### [Stated exercise]
Omit all images. Write out the rest of the material exactly.

## Begin Given material

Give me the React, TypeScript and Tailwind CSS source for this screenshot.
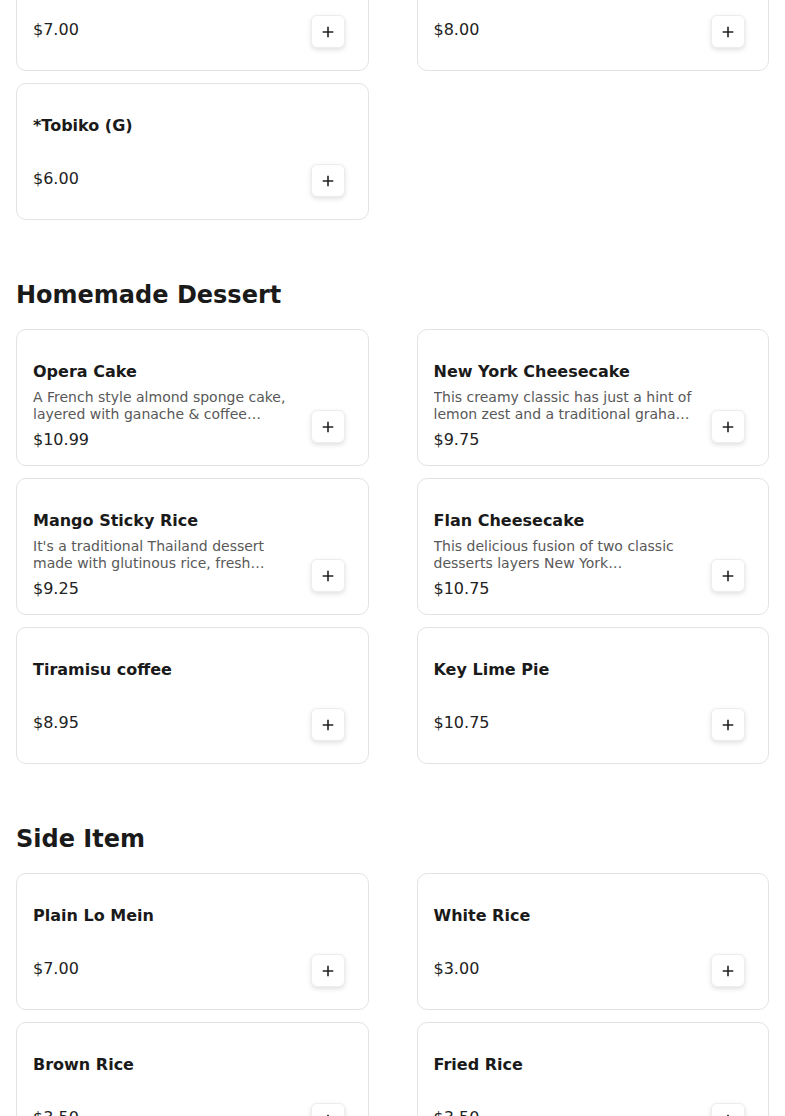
import React from "react";

type Item = { name: string; desc?: string; price: string };

const Plus = () => (
  <svg width="12" height="12" viewBox="0 0 12 12" fill="none">
    <path d="M6 1.5v9M1.5 6h9" stroke="#222" strokeWidth="1.6" strokeLinecap="square" />
  </svg>
);

const Card = ({ item }: { item: Item }) => (
  <div className="flex h-[137px] rounded-[10px] border border-[#e3e3e3] bg-white pl-4 pr-[23px]">
    <div className="flex min-w-0 flex-1 flex-col pt-[30px] pr-4">
      <div className="text-base font-bold leading-6 text-[#1a1a1a]">{item.name}</div>
      <div className="mt-[5px] mb-[5px] min-h-[19px]">
        {item.desc && (
          <p className="line-clamp-2 text-sm leading-[17px] text-[#595959]">{item.desc}</p>
        )}
      </div>
      <div className="text-base leading-6 text-[#222]">{item.price}</div>
    </div>
    <div className="flex flex-col justify-end pb-[22px]">
      <button className="flex h-[33px] w-[34px] items-center justify-center rounded-md border border-[#ededed] bg-white shadow-[0_2px_5px_rgba(0,0,0,0.12)]">
        <Plus />
      </button>
    </div>
  </div>
);

const Grid = ({ items }: { items: Item[] }) => (
  <div className="grid grid-cols-2 gap-x-12 gap-y-3">
    {items.map((it, i) => (
      <Card key={i} item={it} />
    ))}
  </div>
);

export default function App() {
  const top: Item[] = [
    { name: "*Ikura (G)", price: "$7.00" },
    { name: "*Uni (G)", price: "$8.00" },
    { name: "*Tobiko (G)", price: "$6.00" },
  ];
  const dessert: Item[] = [
    {
      name: "Opera Cake",
      desc: "A French style almond sponge cake, layered with ganache & coffee buttercream, topped with chocolate glaze.",
      price: "$10.99",
    },
    {
      name: "New York Cheesecake",
      desc: "This creamy classic has just a hint of lemon zest and a traditional graham cracker crust.",
      price: "$9.75",
    },
    {
      name: "Mango Sticky Rice",
      desc: "It's a traditional Thailand dessert made with glutinous rice, fresh mango and coconut milk.",
      price: "$9.25",
    },
    {
      name: "Flan Cheesecake",
      desc: "This delicious fusion of two classic desserts layers New York cheesecake, creamy flan and caramel.",
      price: "$10.75",
    },
    { name: "Tiramisu coffee", price: "$8.95" },
    { name: "Key Lime Pie", price: "$10.75" },
  ];
  const side: Item[] = [
    { name: "Plain Lo Mein", price: "$7.00" },
    { name: "White Rice", price: "$3.00" },
    { name: "Brown Rice", price: "$3.50" },
    { name: "Fried Rice", price: "$3.50" },
  ];
  return (
    <div
      className="h-[1116px] overflow-hidden bg-white px-4"
      style={{ fontFamily: '"DejaVu Sans", sans-serif' }}
    >
      <div className="-mt-[66px]">
        <Grid items={top} />
        <section className="mt-[59px]">
          <h2 className="mb-[18px] text-2xl font-bold leading-8 text-[#1a1a1a]">Homemade Dessert</h2>
          <Grid items={dessert} />
        </section>
        <section className="mt-[59px]">
          <h2 className="mb-[18px] text-2xl font-bold leading-8 text-[#1a1a1a]">Side Item</h2>
          <Grid items={side} />
        </section>
      </div>
    </div>
  );
}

## End Given material

### [Task output]
Give me the React, TypeScript and Tailwind CSS source for this screenshot.
import React from "react";

type Item = { name: string; desc?: string; price: string };

const Plus = () => (
  <svg width="12" height="12" viewBox="0 0 12 12" fill="none">
    <path d="M6 1.5v9M1.5 6h9" stroke="#222" strokeWidth="1.6" strokeLinecap="square" />
  </svg>
);

const Card = ({ item }: { item: Item }) => (
  <div className="flex h-[137px] rounded-[10px] border border-[#e3e3e3] bg-white pl-4 pr-[23px]">
    <div className="flex min-w-0 flex-1 flex-col pt-[30px] pr-4">
      <div className="text-base font-bold leading-6 text-[#1a1a1a]">{item.name}</div>
      <div className="mt-[5px] mb-[5px] min-h-[19px]">
        {item.desc && (
          <p className="line-clamp-2 text-sm leading-[17px] text-[#595959]">{item.desc}</p>
        )}
      </div>
      <div className="text-base leading-6 text-[#222]">{item.price}</div>
    </div>
    <div className="flex flex-col justify-end pb-[22px]">
      <button className="flex h-[33px] w-[34px] items-center justify-center rounded-md border border-[#ededed] bg-white shadow-[0_2px_5px_rgba(0,0,0,0.12)]">
        <Plus />
      </button>
    </div>
  </div>
);

const Grid = ({ items }: { items: Item[] }) => (
  <div className="grid grid-cols-2 gap-x-12 gap-y-3">
    {items.map((it, i) => (
      <Card key={i} item={it} />
    ))}
  </div>
);

export default function App() {
  const top: Item[] = [
    { name: "*Ikura (G)", price: "$7.00" },
    { name: "*Uni (G)", price: "$8.00" },
    { name: "*Tobiko (G)", price: "$6.00" },
  ];
  const dessert: Item[] = [
    {
      name: "Opera Cake",
      desc: "A French style almond sponge cake, layered with ganache & coffee buttercream, topped with chocolate glaze.",
      price: "$10.99",
    },
    {
      name: "New York Cheesecake",
      desc: "This creamy classic has just a hint of lemon zest and a traditional graham cracker crust.",
      price: "$9.75",
    },
    {
      name: "Mango Sticky Rice",
      desc: "It's a traditional Thailand dessert made with glutinous rice, fresh mango and coconut milk.",
      price: "$9.25",
    },
    {
      name: "Flan Cheesecake",
      desc: "This delicious fusion of two classic desserts layers New York cheesecake, creamy flan and caramel.",
      price: "$10.75",
    },
    { name: "Tiramisu coffee", price: "$8.95" },
    { name: "Key Lime Pie", price: "$10.75" },
  ];
  const side: Item[] = [
    { name: "Plain Lo Mein", price: "$7.00" },
    { name: "White Rice", price: "$3.00" },
    { name: "Brown Rice", price: "$3.50" },
    { name: "Fried Rice", price: "$3.50" },
  ];
  return (
    <div
      className="h-[1116px] overflow-hidden bg-white px-4"
      style={{ fontFamily: '"DejaVu Sans", sans-serif' }}
    >
      <div className="-mt-[66px]">
        <Grid items={top} />
        <section className="mt-[59px]">
          <h2 className="mb-[18px] text-2xl font-bold leading-8 text-[#1a1a1a]">Homemade Dessert</h2>
          <Grid items={dessert} />
        </section>
        <section className="mt-[59px]">
          <h2 className="mb-[18px] text-2xl font-bold leading-8 text-[#1a1a1a]">Side Item</h2>
          <Grid items={side} />
        </section>
      </div>
    </div>
  );
}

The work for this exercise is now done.